For 20 years I arrogantly believed that I knew when I turned inward and quit letting my feeling escape. I thought I new when I went into the whole. It seemed at 12 when the house went nuts when my sisters drug abuse which dovetailed into menopause for my mother. When I say shit was crazy it was crazy, some stuff I wouldn't even would to speak into the air.
Through therapy and my intense inquisitiveness I have been spelunking into the dark caves of my experience and my emotions.

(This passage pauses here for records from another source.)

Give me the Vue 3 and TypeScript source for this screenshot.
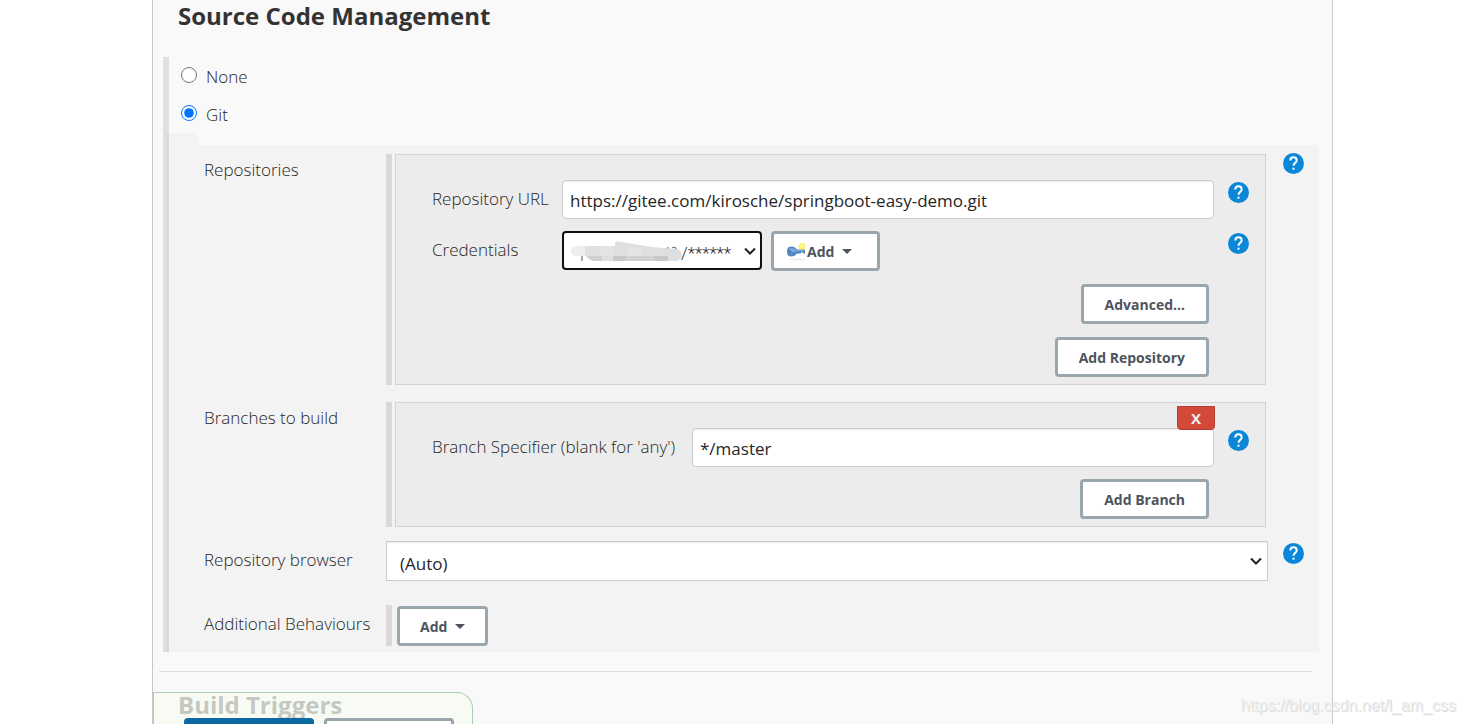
<script setup lang="ts">
import { ref } from 'vue'

const scm = ref('git')
const repositoryUrl = ref('https://gitee.com/kirosche/springboot-easy-demo.git')
const branch = ref('*/master')
</script>

<template>
  <div class="page">
    <main class="panel">
      <h2>Source Code Management</h2>

      <section class="scm">
        <label class="choice"><input v-model="scm" type="radio" name="scm" value="none"><span>None</span></label>
        <label class="choice"><input v-model="scm" type="radio" name="scm" value="git"><span>Git</span></label>

        <div class="nested">
          <div class="tab"></div>
          <div class="settings">
            <div class="row">
              <span class="name">Repositories</span>
              <div class="group">
                <div class="box repos">
                  <div class="field">
                    <label for="url">Repository URL</label>
                    <input id="url" v-model="repositoryUrl" class="text" type="text">
                    <button class="help" type="button" aria-label="Help for Repository URL">
                      <svg viewBox="0 0 21 21"><circle cx="10.5" cy="10.5" r="10.5" /><path d="M7.3 7.6C7.3 5.6 8.7 4.3 10.5 4.3s3.2 1.3 3.2 3.1c0 2.1-3.2 2.6-3.2 5.3" /><rect x="9.5" y="14.7" width="2" height="2" /></svg>
                    </button>
                  </div>
                  <div class="field second">
                    <label for="credentials">Credentials</label>
                    <div class="credentials">
                      <div class="select-wrap">
                        <select id="credentials" class="account"><option>/******</option></select>
                        <svg class="chevron" viewBox="0 0 12 8" aria-hidden="true"><path d="M1 1.500l5 5 5-5" /></svg>
                      </div>
                      <svg class="smudge" viewBox="0 0 112 22" aria-hidden="true">
                        <path class="mark" d="M11 13v7M95 8l2-1.500v5M101 7q4-2 4 1q0 2-3 2" />
                        <path fill="#eeeeee" d="M5 5h12v10H5a5 5 0 0 1 0-10z" />
                        <path fill="#dedfe0" d="M14 5h30V2q2-3 6-1l31 5 25 2q5 2 5 7-2 5-6 5H23q-7-1-9-7z" />
                        <path fill="#cfcfcf" d="M17 15h14v5h-8q-4-1-6-5z" />
                        <path fill="#c8c8c8" d="M42 15h13v5H42zM83 15h14v5H83z" />
                        <path fill="#d2d2d2" d="M55 15h28v5H55z" />
                        <path fill="#e4e4e4" d="M29 5h14v10H29zM57 6l13 1v8H57z" />
                      </svg>
                      <button class="btn key-btn" type="button">
                        <svg class="key" viewBox="0 0 20 18" aria-hidden="true">
                          <ellipse cx="10" cy="16.500" rx="8" ry="1" fill="#eeeeee" />
                          <circle cx="15" cy="3.500" r="3.500" fill="#fff36b" />
                          <circle cx="15" cy="3.500" r="1.500" fill="#fff9a8" />
                          <path fill="#5688c2" d="M1 4.500q4-2 7 0l2 2h8v4h-2v-1h-2v1h-4l-2 2q-4 2-7 0-2-4 0-8z" />
                          <path fill="#80addd" d="M2 6q4-2 7 1h8v1H9Q6 10 2 8z" />
                          <circle cx="3" cy="8" r="1" fill="#416b9d" />
                        </svg>
                        <span>Add</span><i class="caret"></i>
                      </button>
                    </div>
                    <button class="help" type="button" aria-label="Help for Credentials">
                      <svg viewBox="0 0 21 21"><circle cx="10.5" cy="10.5" r="10.5" /><path d="M7.3 7.6C7.3 5.6 8.7 4.3 10.5 4.3s3.2 1.3 3.2 3.1c0 2.1-3.2 2.6-3.2 5.3" /><rect x="9.5" y="14.7" width="2" height="2" /></svg>
                    </button>
                  </div>
                  <div class="actions">
                    <button class="btn" type="button">Advanced...</button>
                    <button class="btn" type="button">Add Repository</button>
                  </div>
                </div>
              </div>
              <button class="help outer" type="button" aria-label="Help for Repositories">
                <svg viewBox="0 0 21 21"><circle cx="10.5" cy="10.5" r="10.5" /><path d="M7.3 7.6C7.3 5.6 8.7 4.3 10.5 4.3s3.2 1.3 3.2 3.1c0 2.1-3.2 2.6-3.2 5.3" /><rect x="9.5" y="14.7" width="2" height="2" /></svg>
              </button>
            </div>

            <div class="row">
              <span class="name">Branches to build</span>
              <div class="group wide">
                <div class="box">
                  <div class="field branch">
                    <label for="branch">Branch Specifier (blank for 'any')</label>
                    <div class="branch-input">
                      <input id="branch" v-model="branch" class="text" type="text">
                      <button class="delete" type="button">X</button>
                    </div>
                    <button class="help" type="button" aria-label="Help for Branch Specifier">
                      <svg viewBox="0 0 21 21"><circle cx="10.5" cy="10.5" r="10.5" /><path d="M7.3 7.6C7.3 5.6 8.7 4.3 10.5 4.3s3.2 1.3 3.2 3.1c0 2.1-3.2 2.6-3.2 5.3" /><rect x="9.5" y="14.7" width="2" height="2" /></svg>
                    </button>
                  </div>
                  <div class="actions">
                    <button class="btn" type="button">Add Branch</button>
                  </div>
                </div>
              </div>
            </div>

            <div class="row browser-row">
              <label class="name" for="browser">Repository browser</label>
              <div class="select-wrap grow">
                <select id="browser" class="browser"><option>(Auto)</option></select>
                <svg class="chevron" viewBox="0 0 12 8" aria-hidden="true"><path d="M1 1.500l5 5 5-5" /></svg>
              </div>
              <button class="help outer" type="button" aria-label="Help for Repository browser">
                <svg viewBox="0 0 21 21"><circle cx="10.5" cy="10.5" r="10.5" /><path d="M7.3 7.6C7.3 5.6 8.7 4.3 10.5 4.3s3.2 1.3 3.2 3.1c0 2.1-3.2 2.6-3.2 5.3" /><rect x="9.5" y="14.7" width="2" height="2" /></svg>
              </button>
            </div>

            <div class="row behaviours">
              <span class="name">Additional Behaviours</span>
              <div class="group wide">
                <button class="btn" type="button"><span>Add</span><i class="caret"></i></button>
              </div>
            </div>
          </div>
        </div>
      </section>

      <hr>
      <h2 class="triggers">Build Triggers</h2>
    </main>

    <div class="save-bar">
      <button class="save" type="button" aria-label="Save"></button>
      <button class="btn" type="button" aria-label="Apply"></button>
    </div>
    <div class="watermark">https://blog.csdn.net/l_am_css</div>
  </div>
</template>

<style>
body { margin: 0; background: #fff; }
</style>

<style scoped>
* { box-sizing: border-box; }
.page {
  position: relative;
  height: 100vh;
  overflow: hidden;
  font-family: "Open Sans", "Noto Sans", sans-serif;
  font-size: 17px;
  font-weight: 330;
  line-height: 24px;
  color: #262626;
}
button, input, select { font: inherit; color: inherit; margin: 0; }
.panel {
  min-height: 100vh;
  margin: 0 132px 0 152px;
  padding: 0 13px 0 10px;
  border: solid #c8c8c8;
  border-width: 0 1px;
  background: #f9f9f9;
}
h2 { margin: 0 0 0 15px; font-size: 24px; line-height: 32px; font-weight: 700; color: #333; }
.scm { margin-top: 25px; border-left: 6px solid #e0e0e0; }
.choice { display: flex; align-items: center; height: 38px; padding: 2px 0 0 12px; }
.choice input { width: 16px; height: 16px; margin: 0 9px 4px 0; }
.nested { margin-left: -3px; border-left: 3px solid #d9d9d9; }
.tab { width: 29px; height: 12px; background: #f3f3f3; }
.settings {
  display: flex;
  flex-direction: column;
  gap: 17px;
  padding: 9px 15px 6px 35px;
  background: #f3f3f3;
}
.row { display: flex; align-items: flex-start; }
.name { flex: 0 0 182px; padding-top: 4px; white-space: nowrap; }
.group { flex: 1; min-width: 0; padding-left: 3px; border-left: 6px solid #d9d9d9; }
.group.wide { margin-right: 38px; }
.box { padding: 25px 16px 7px 36px; border: 1px solid #d3d3d3; background: #ececec; }
.field { display: flex; align-items: flex-start; }
.field > label { flex: 0 0 130px; padding-top: 7px; white-space: nowrap; }
.field.branch > label { flex-basis: 260px; }
.field.second { margin-top: 12px; }
.text {
  flex: 1;
  min-width: 0;
  width: 100%;
  height: 39px;
  padding: 1px 7px 0;
  border: 1px solid #ccc;
  border-radius: 4px;
  background: #fff;
  box-shadow: inset 0 1px 1px rgba(0, 0, 0, 0.075);
  outline: 0;
  font-weight: 370;
}
.help { flex: none; width: 21px; height: 21px; margin: 2px 0 0 14px; padding: 0; border: 0; background: none; }
.help.outer { margin: -1px 0 0 17px; }
.help svg { display: block; width: 21px; height: 21px; }
.help circle { fill: #0b87da; }
.help path { fill: none; stroke: #fff; stroke-width: 2; }
.help rect { fill: #fff; }
.credentials { position: relative; display: flex; flex: 1; gap: 9px; }
.select-wrap { position: relative; display: flex; }
.select-wrap.grow { flex: 1; }
.select-wrap select { appearance: none; outline: 0; }
.chevron { position: absolute; right: 6px; top: 16px; width: 12px; height: 8px; pointer-events: none; }
.chevron path { fill: none; stroke: #222; stroke-width: 2; }
.account {
  width: 200px;
  height: 39px;
  padding: 4px 0 0 117px;
  border: 2px solid #101010;
  border-radius: 4px;
  background: #fff;
  font-family: Roboto, sans-serif;
}
.smudge { position: absolute; left: 9px; top: 10px; width: 112px; height: 22px; pointer-events: none; }
.mark { fill: none; stroke: #555; stroke-width: 1; }
.btn {
  height: 40px;
  padding: 1px 20px 0;
  border: 3px solid #9aa6ae;
  border-radius: 4px;
  background: #fff;
  color: #4d545d;
  font-size: 14px;
  font-weight: 700;
  line-height: 32px;
  white-space: nowrap;
}
.key-btn { display: flex; align-items: center; padding: 1px 25px 0 13px; }
.key { width: 20px; height: 18px; }
.caret {
  display: inline-block;
  margin-left: 8px;
  vertical-align: 3px;
  border: solid transparent;
  border-width: 5px 5px 0;
  border-top-color: #4d545d;
}
.actions { display: flex; flex-direction: column; align-items: flex-end; gap: 13px; padding-right: 40px; margin-top: 13px; }
.actions .btn { padding: 1px 21px 0; }
.branch-input { position: relative; display: flex; flex: 1; }
.branch ~ .actions { margin-top: 12px; }
.delete {
  position: absolute;
  right: -1px;
  top: -22px;
  width: 38px;
  height: 24px;
  padding: 0;
  border: 1px solid #b93b2f;
  border-radius: 0 0 4px 4px;
  background: #d24939;
  color: #f3eeee;
  font-size: 15px;
  font-weight: 700;
  line-height: 20px;
}
.browser-row { margin-top: -3px; }
.browser-row .name { padding-top: 7px; }
.browser {
  width: 100%;
  height: 40px;
  padding: 5px 0 0 13px;
  border: 1px solid #ccc;
  border-radius: 0;
  background: #fff;
  box-shadow: inset 0 1px 1px rgba(0, 0, 0, 0.075);
  font-weight: 370;
}
.browser-row .help.outer { margin: 2px 0 0 15px; }
.behaviours { margin-top: 7px; }
.behaviours .name { padding-top: 7px; }
.behaviours .group { padding: 1px 0 0 5px; }
.behaviours .btn { display: block; }
hr { margin: 19px 7px 0 -4px; border: 0; border-top: 1px solid #ddd; }
.triggers { margin-top: 17px; }
.save-bar {
  position: absolute;
  left: 153px;
  bottom: 0;
  display: flex;
  gap: 10px;
  width: 320px;
  height: 32px;
  padding: 25px 18px 0 30px;
  overflow: hidden;
  border: solid #a9ceb6;
  border-width: 1px 1px 0;
  border-radius: 0 16px 0 0;
  background: rgba(246, 251, 241, 0.75);
}
.save-bar button { flex: none; width: 130px; height: 40px; }
.save { border: 0; border-radius: 4px; background: #0b6aa2; }
.watermark {
  position: absolute;
  right: 9px;
  bottom: 8px;
  font-family: "Liberation Sans", Arial, sans-serif;
  font-size: 16px;
  font-weight: 400;
  line-height: 20px;
  color: #efefef;
  text-shadow: 1px 1px 0 #dcdcdc;
}
</style>
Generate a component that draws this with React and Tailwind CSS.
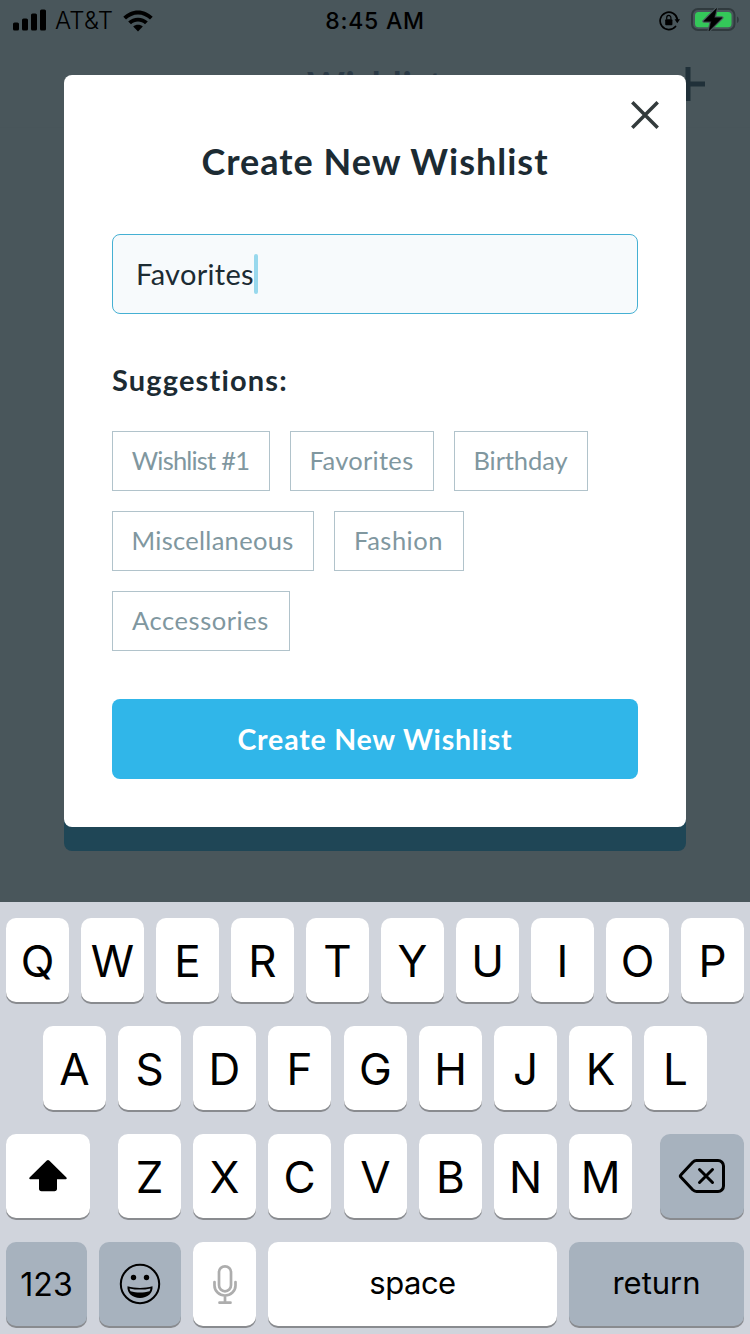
const LATO = "font-['Lato','Open_Sans',sans-serif]";

function SignalIcon() {
  return (
    <svg width="34" height="22" viewBox="0 0 34 22" className="block">
      <rect x="0" y="13.5" width="6" height="8" rx="1.6" />
      <rect x="9" y="9.5" width="6" height="12" rx="1.6" />
      <rect x="18" y="4.5" width="6" height="17" rx="1.6" />
      <rect x="27" y="0.5" width="6" height="21" rx="1.6" />
    </svg>
  );
}

function WifiIcon() {
  return (
    <svg width="30" height="22" viewBox="0 0 30 22" className="block">
      <path d="M0.3 6.8C4.2 2.9 9.3 0.4 15 0.4s10.8 2.5 14.7 6.4l-2.7 2.8C23.800 6.500 19.600 4.500 15 4.500S6.200 6.500 3 9.600z" />
      <path d="M5.200 11.500C7.900 9.100 11.200 7.700 15 7.700s7.100 1.400 9.800 3.800l-2.800 2.800c-1.900-1.700-4.300-2.700-7-2.700s-5.100 1-7 2.700z" />
      <path d="M10.200 16.400c1.300-1 2.900-1.600 4.800-1.600s3.500.6 4.800 1.600L15 21.600z" />
    </svg>
  );
}

function RotationLockIcon() {
  return (
    <svg width="22" height="22" viewBox="0 0 22 22" className="block">
      <path d="M16.500 16.500A8.700 8.700 0 1 1 18.400 9.500" fill="none" stroke="#000" strokeWidth="1.700" strokeLinecap="round" />
      <path d="M15.600 9.300h5.400l-2.700 4z" />
      <rect x="6.200" y="9.300" width="7.200" height="5.900" rx="0.900" />
      <path d="M7.700 9.500V7.700a2.100 2.300 0 0 1 4.200 0v1.800" fill="none" stroke="#000" strokeWidth="1.200" />
    </svg>
  );
}

function BatteryIcon() {
  return (
    <svg width="49" height="26" viewBox="0 0 49 26" className="block">
      <rect x="1" y="3" width="42.500" height="21" rx="6" fill="none" stroke="#303a3e" strokeWidth="2" />
      <rect x="4" y="6" width="36.500" height="15.200" rx="3.500" fill="#34c759" />
      <path d="M46 10.500c2.400 1 2.400 5.500 0 6.500z" fill="#303a3e" />
      <path d="M25.500 2.500 12.800 15.300h7.500L18 24.800 31 11.800h-7.800z" stroke="#49565b" strokeWidth="3" strokeLinejoin="round" />
      <path d="M25.500 2.500 12.800 15.300h7.500L18 24.800 31 11.800h-7.800z" stroke="#000" strokeWidth="0.600" strokeLinejoin="round" />
    </svg>
  );
}

function StatusBar() {
  return (
    <div className="grid h-10 grid-cols-3 items-center font-['Inter',sans-serif] text-[23px] text-black">
      <div className="flex items-center pl-[13px]">
        <SignalIcon />
        <span className="ml-[8px] w-[60px] whitespace-nowrap pt-0.5 text-[24px] font-light leading-8 tracking-[0.200px]">AT&amp;T</span>
        <span className="ml-[8px] pt-px"><WifiIcon /></span>
      </div>
      <div className="pt-0.5 text-center font-medium leading-8 tracking-[0.750px]">8:45 AM</div>
      <div className="flex items-center justify-end pr-[10px]">
        <span className="pt-px"><RotationLockIcon /></span>
        <span className="-mt-0.5 ml-[10px]"><BatteryIcon /></span>
      </div>
    </div>
  );
}

function Suggestion({ label, width, spacing }) {
  return (
    <button className={`h-[60px] whitespace-nowrap border border-[#b1c3cb] pb-0.5 pr-px text-[25.500px] text-[#80979f] ${width} ${spacing}`}>
      {label}
    </button>
  );
}

function Modal() {
  return (
    <div className={`absolute left-[64px] top-[75px] flex h-[752px] w-[622px] flex-col rounded-lg bg-white px-12 text-[#1c2b33] ${LATO}`}>
      <div className="-mr-[21px] flex justify-end pt-[26px]">
        <svg width="28" height="28" viewBox="0 0 28 28" fill="none" stroke="#333b3c" strokeWidth="3.500" strokeLinecap="butt">
          <path d="M1.300 1.300l25.400 25.400M26.700 1.300l-25.400 25.400" />
        </svg>
      </div>
      <h1 className="mt-[10px] h-11 whitespace-nowrap text-center text-[36px] font-bold leading-[44px] tracking-[1px]">Create New Wishlist</h1>
      <div className="mt-[51px] flex h-[80px] items-center rounded-lg border border-[#45b0d3] bg-[#f7fafc] pl-[23px]">
        <span className="text-[29px] tracking-[0.300px]">Favorites</span>
        <span className="h-10 w-1 rounded-sm bg-[#98d8ed]" />
      </div>
      <h2 className="mt-[48px] h-9 text-[29px] font-bold leading-9 tracking-[1.150px]">Suggestions:</h2>
      <div className="mt-[33px] flex flex-col gap-5">
        <div className="flex gap-5">
          <Suggestion label="Wishlist #1" width="w-[158px]" spacing="tracking-[-0.800px]" />
          <Suggestion label="Favorites" width="w-[144px]" spacing="tracking-[0.300px]" />
          <Suggestion label="Birthday" width="w-[134px]" spacing="tracking-[-0.100px]" />
        </div>
        <div className="flex gap-5">
          <Suggestion label="Miscellaneous" width="w-[202px]" spacing="tracking-[0.300px]" />
          <Suggestion label="Fashion" width="w-[130px]" spacing="tracking-[0.500px]" />
        </div>
        <div className="flex">
          <Suggestion label="Accessories" width="w-[178px]" spacing="tracking-[0.550px]" />
        </div>
      </div>
      <button className="mt-12 h-[80px] rounded-lg bg-[#30b6e9] text-[28.500px] font-bold tracking-[0.800px] text-white">Create New Wishlist</button>
    </div>
  );
}

function Key({ children, className = "w-[63px]", dark = false }) {
  return (
    <button className={`flex h-[84px] items-center justify-center rounded-[10px] shadow-[0_2px_0_#898b8f] ${dark ? "bg-[#a7b2be]" : "bg-white"} ${className}`}>
      {children}
    </button>
  );
}

function Letters({ letters, shifted }) {
  return letters.split("").map((l) => (
    <Key key={l} className={l === shifted ? "ml-px w-[63px]" : "w-[63px]"}>
      <span className="pt-px text-[44px] leading-none">{l}</span>
    </Key>
  ));
}

function Keyboard() {
  return (
    <div className="flex h-[432px] flex-col gap-6 bg-[#d0d4dc] px-[6px] pt-4 font-['Inter',sans-serif] text-black">
      <div className="flex gap-3">
        <Letters letters="QWERTYUIOP" />
      </div>
      <div className="flex gap-3 pl-[37px]">
        <Letters letters="ASDFGHJKL" shifted="G" />
      </div>
      <div className="flex justify-between">
        <Key className="w-[84px]">
          <svg width="38" height="34" viewBox="0 0 38 34">
            <path d="M17.800 1.500 0.800 18.300c-1 1-.5 2 .8 2H10v9.500c0 1.500.9 2.500 2.500 2.500h13c1.600 0 2.500-1 2.500-2.500v-9.500h8.400c1.300 0 1.800-1 .8-2L20.200 1.500c-.8-.8-1.600-.8-2.400 0z" />
          </svg>
        </Key>
        <div className="flex gap-3">
          <Letters letters="ZXCVBNM" shifted="V" />
        </div>
        <Key dark className="w-[84px]">
          <svg width="48" height="36" viewBox="0 0 48 36" fill="none" stroke="#000" strokeWidth="3" strokeLinecap="round" strokeLinejoin="round">
            <path d="M18.500 2.500h21.500a5.500 5.500 0 0 1 5.500 5.500v20a5.500 5.500 0 0 1-5.500 5.500H18.500c-1.500 0-2.800-.7-3.800-1.700L3 19.300c-.8-.8-.8-1.800 0-2.600L14.700 4.200c1-1 2.300-1.700 3.800-1.700z" />
            <path d="M21.500 11.500l13 13M34.500 11.500l-13 13" />
          </svg>
        </Key>
      </div>
      <div className="flex gap-3">
        <Key dark className="w-[81px]">
          <span className="pt-0.5 text-[32px] leading-none">123</span>
        </Key>
        <Key dark className="w-[82px]">
          <svg width="42" height="42" viewBox="0 0 42 42">
            <circle cx="21" cy="21" r="19.200" fill="none" stroke="#000" strokeWidth="2" />
            <circle cx="14.500" cy="14.500" r="2.700" />
            <circle cx="27.500" cy="14.500" r="2.700" />
            <path d="M8.500 23.300c8 2.200 17 2.200 25 0 .7 7-5 11.700-12.500 11.700S7.800 30.300 8.500 23.300z" />
            <path d="M10.500 25.400c7 1.600 14 1.600 21 0-.2 1.200-.5 2-1 2.800-6 1.900-13 1.900-19 0-.5-.8-.8-1.600-1-2.800z" fill="#a7b2be" />
          </svg>
        </Key>
        <Key>
          <svg width="26" height="42" viewBox="0 0 26 42" fill="none" stroke="#adadad" strokeWidth="2.700" strokeLinecap="round">
            <rect x="7" y="3.300" width="12" height="25" rx="6" />
            <path d="M2.500 19v3.500a10.500 10 0 0 0 21 0V19M13 32.500v7M7.500 39.700h11" />
          </svg>
        </Key>
        <Key className="w-[289px]">
          <span className="pb-[3px] text-[31px] leading-none tracking-[-0.500px]">space</span>
        </Key>
        <Key dark className="w-[175px]">
          <span className="pb-[3px] text-[31px] leading-none">return</span>
        </Key>
      </div>
    </div>
  );
}

export default function App() {
  return (
    <div className="relative flex h-[1334px] w-[750px] flex-col overflow-hidden bg-[#49565b]">
      <StatusBar />
      <header className={`grid h-[88px] grid-cols-[1fr_auto_1fr] border-b border-[#48555a] text-[#243640] ${LATO}`}>
        <span />
        <div className="pt-[22px] text-[36px] font-bold leading-[44px] tracking-[0.700px] text-[#2b3a46]">Wishlist</div>
        <div className="flex justify-end pr-[45px] pt-[27px]">
          <svg width="34" height="34" viewBox="0 0 34 34" stroke="#203039" strokeWidth="5">
            <path d="M17 0v34M0 17h34" />
          </svg>
        </div>
      </header>
      <main className="flex flex-1 flex-col justify-end px-16 pb-[51px]">
        <div className="h-[80px] rounded-lg bg-[#1f4656]" />
      </main>
      <Keyboard />
      <Modal />
    </div>
  );
}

I have figured out that by 5 years old, I already was trying not to let on that I was frightened or angry. My mom took me into a little 5 and Dime in a town near ours. I was looking at a toy display and I looked up and my mother was gone. I hurried down the aisle and did not find her. At this time my chest had cut my ability to breath off. Pounding in my ears . I was trying to figure out how she could forget I was with her and leave. As I was in full little boy panic attack mode, I tried to walk slow and make it look like I was completely fine. I was melting down and I couldn't cry out and say help. She appeared as quickly as she disappeared and I tried to look like nothing had been wrong.
I had already bought into "my feelings are bad and must not be shared". It made me feel week if I let you know I was melting down. It didn't have much to do with actual embarrassment. It had to do with me censoring my feelings and it proved to be a near deadly decision on my part to not share fear, or pain or joy for that matter. Everything had to remain dark. Mushrooms and fear/terror are the things that grow best in the dark. 40 years later, it's hard for me to open up and share what goes on when my mouth closes and i am left with only the bad messages I was injected with as a baby.
I'm trying to live differently. I am trying not to sensor myself to the point I say nothing of relevance. If I couldn't display the emotions of a child, what makes me think I can must up grown man feelings to set free to the world. Hope. Hope and the hard earned knowledge that to deny my feelings is to welcome the death of my soul.
But for the life of me I can't imagine existing through childhood any other way. The wolves would have finished me off for breakfast. Most of the defect of my character at one time helped save or preserve my life. I reached the tipping point with them and now they only serve to me me sicker and more hurtful.
If I had the chance to be a boy, this boy for an hour, I would like to set him free.